The issue is not necessarily involving Gimenez’s ability on the field. The issue with the draft price is the fear of the Indians starting him in triple-A. Reports are that one of Cleveland’s top free-agent targets is Cesar Hernandez. Why is that significant?

Well, Cleveland insiders believed that Gimenez could slot in at shortstop and Rosario at second base. Rosario has always been a shortstop, but the club believed he could easily slot in at second. Cleveland believes that Gimenez can be their starting shortstop of the future despite playing both second and third base last season. BUT, Cleveland also believes that Gimenez was rushed to the majors after skipping triple-A. If the Indians use some of their freed up money to sign Hernandez, there is a high probability Gimenez could be sent to triple-A to get regular playing time. The team does tend to be more conservative with their top prospects and likes to save money. This move is right up their alley.

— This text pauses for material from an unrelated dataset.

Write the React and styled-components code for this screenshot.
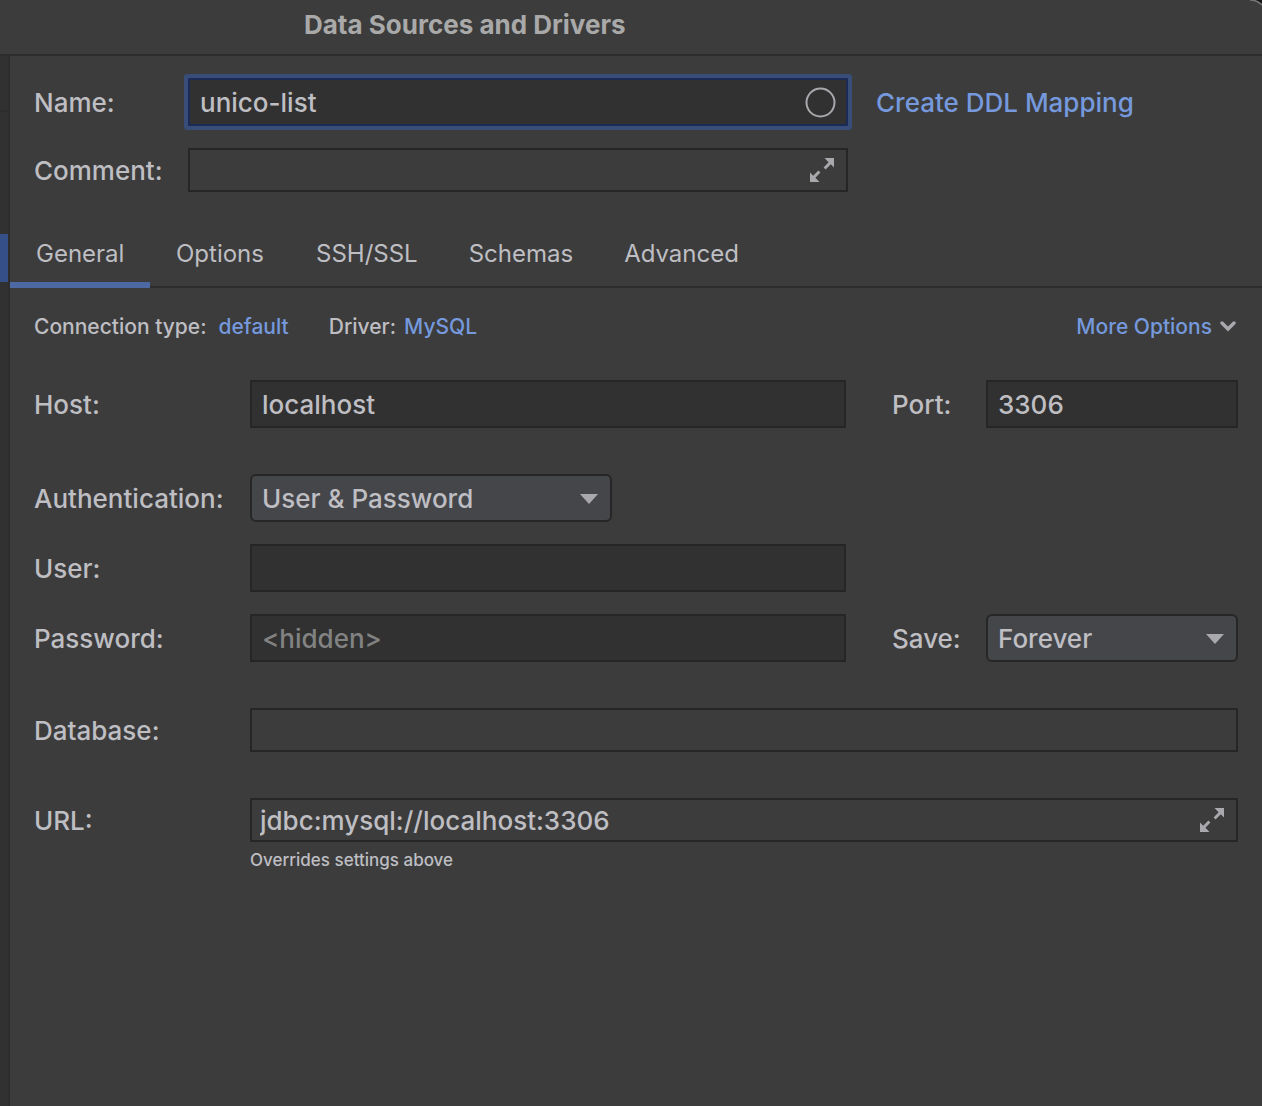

Outside of that issue, if Gimenez’s ADP does continue to get pushed up, there will be little room to profit. Over a full season, Gimenez is likely a 10-12 home run bat. He has solid speed and the upside to steal 20 or more bases. That is extremely valuable for Fantasy purposes. The hit tool does have some concerns, and Gimenez is likely a .260-.270 type hitter. His expected batting average of .246 last season does not give much hope he can improve on his .263 average.

As the price continues to rise, Gimenez will have less chance to return value. The chance of starting in the minors is also concerning. For these reasons, Gimenez is considered a third base bust.